I read an email today, oh boy, about a man and woman who made the grade. Yale's two new residential colleges are named for Anna Pauline (Pauli) Murray and Benjamin Franklin.

Yale's undergraduates are assigned to one of twelve (soon to be fourteen) residential colleges:
The Residential College housing system is at the heart of the Yale experience. Before arriving as a freshman each student is randomly assigned to one of twelve residential colleges, giving Yalies a built-in community from the moment they arrive....The colleges provide an exceptional opportunity to meet and learn from students with different interests – people students might not otherwise encounter in their courses or extracurricular activities.
The current twelve colleges are named for Connecticut towns (Branford, Saybrook) and ten men (Berkeley, Calhoun, Davenport, Stiles, Edwards, Morse, Pierson, Silliman, Dwight, Trumbull) who lived hundreds of years ago. Since the 1990's there have been protests against naming the colleges after slave owners, in particular Vice President John C. Calhoun (1782-1850), who was one of slavery's most outspoken defenders. For now Yale has decided to retain Calhoun's name "to encourage the campus community to confront the history of slavery, and to teach that history and its legacy."

Concerning the two new colleges, everyone's acquainted with Founding Father Benjamin Franklin, but who is Pauli Murray? Excerpts from her Yale bio:
Pauli Murray (UNC Library image)
Pauli Murray (1910-1985) was a scholar, lawyer, and activist who fought to dismantle segregation and end discrimination through the courts and on the streets.

In a 1945 essay, “An American Credo,” she declared, “I am an American.” She explained that some of her ancestors came as immigrants from Ireland, Scotland, Wales, and England, while others were aboard “chattel-ships from Africa” and still others were “indigenous.” This mixed heritage, she argued, animated her activism: “I will resist every attempt to categorize me, to place me in some caste, or to assign me to some segregated pigeonhole,” she declared.

After graduating first in her class (and the only female) from Howard’s law school in 1944, she applied to Harvard Law School. Despite her top grades at Howard and a letter from Harvard alumnus and United States President Franklin Delano Roosevelt, Harvard denied her application because she was not “of the sex entitled to be admitted to Harvard Law School.”[11] Undeterred, Murray moved west and received a master’s of law degree from the University of California at Berkeley, the following year. In 1946, she was named a deputy attorney general in California, making her the first black person in the state’s attorney general’s office.[12] From 1956 to 1960 she was an attorney with the New York law firm Paul, Weiss, Rifkind, Wharton & Garrison. She was admitted to practice before the U.S. Supreme Court in 1960.

All her life, Pauli Murray valued both teaching and learning. An inveterate scholar, she ultimately earned degrees from Hunter College, Howard University, the University of California at Berkeley, Yale, and the General Theological Seminary.

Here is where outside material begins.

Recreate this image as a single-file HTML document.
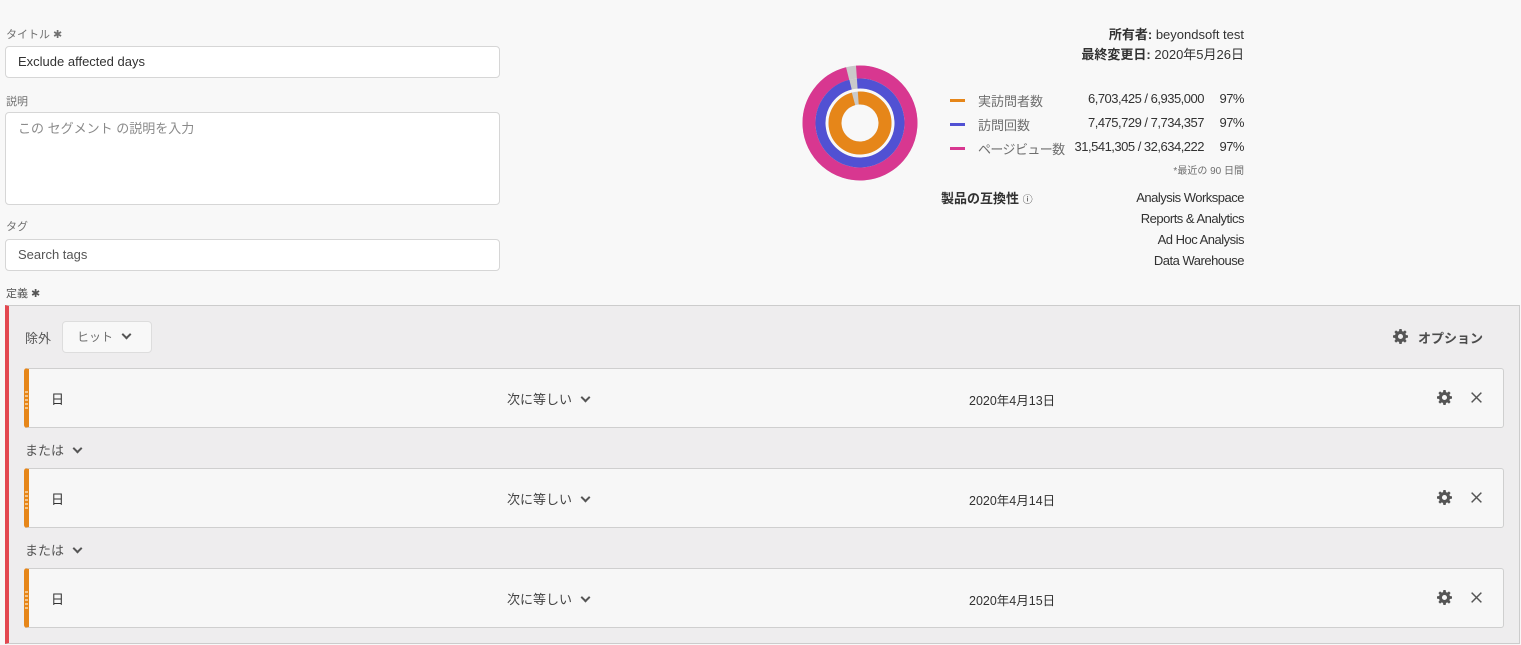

At the age of 63, she became the first black woman ordained as an Episcopal priest. After her ordination, she celebrated the Eucharist in the same church in North Carolina where her white slaveholding and black enslaved families had worshipped, albeit in different sections.
Yale gave careful consideration to the designation of the first residential college to be named after a non-white, non-male person who lived after the 19th century. It chose wisely.